When studying in Arezzo, just like the locals you might end up spending some time around the impressive and sloping Piazza Grande, surrounded by the porticoes of the Palazzo delle Logge Vasariane and the Gothic-style Palazzo della Fraternità dei Laici. This square is where the city’s antiques fair takes place on the first Sunday and preceding Saturday of every month. And if you happen to be here in June or in September, don’t miss the medieval jousting competition known as ‘Giostra del Saracino’!
Would you like to learn Italian in this part of Tuscany? Learn more about the Italian Course in Arezzo here.

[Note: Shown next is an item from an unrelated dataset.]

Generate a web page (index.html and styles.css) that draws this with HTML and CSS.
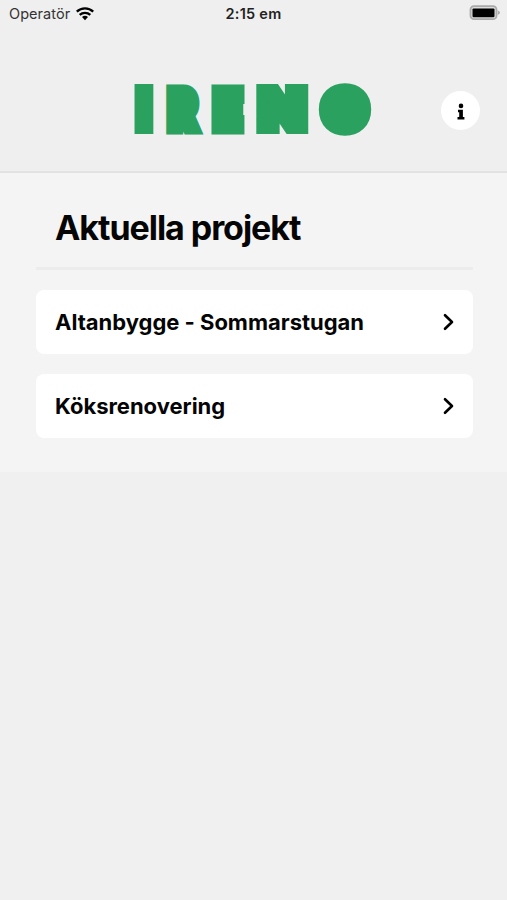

Our other top pick as best city where to learn Italian is Assisi, in the region of Umbria. Pilgrims have been coming here since the 13th century to honour St. Francis, who was born and buried here. But even for non-religious travellers, this is an idyllic town that is perfect for postcards in an area with great cuisine and wines. The town itself is a UNESCO World Heritage Site thanks to its fantastic buildings full of art and history!
Why study in Assisi?
The top attraction is certainly the 13th-century Basilica di San Francesco, where you will find the mesmerizing frescoes by Giotto, beautiful works by Cimabue, Pietro Lorenzetti and Simone Martin, and the crypt of St Francis. Other religious sites include the Basilica di Santa Chiara, Basilica di Santa Maria degli Angeli and Cattedrale di San Rufino.
In Assisi’s main square and cultural hub, called Piazza del Comune, you will notice the 13th-century Palazzo del Capitano del Popolo with its Civic Tower, the elegant Palazzo dei Priori from the mid-14th century, and the Temple of Minerva, a preserved Roman temple from the 1st century BC, which now houses a church.
If you like hiking, there are some beautiful trails immersed in nature around Assisi in the mystical Monte Subasio Regional Park. One of them takes you to the Eremo delle Carceri, a monastery surrounded by oak woods and caves. In Assisi itself, don’t miss the hike up to the superb Rocca Maggiore, the fortress that was built in 1367 and that offers 360-degree views of Perugia and the surrounding valleys.
If you visit Assisi in early May, make sure to attend the four-day medieval festival of Calendimaggio. It features flag wavers, jousting shows, extravagant costumed parades and delicious food. Speaking of food, Assisi is part of the Strada dell’Olio DOP Umbria, the tasting route stretching along the hills of Assisi and Spoleto. This is where some of the region’s excellent PDO extra virgin olive oil is produced.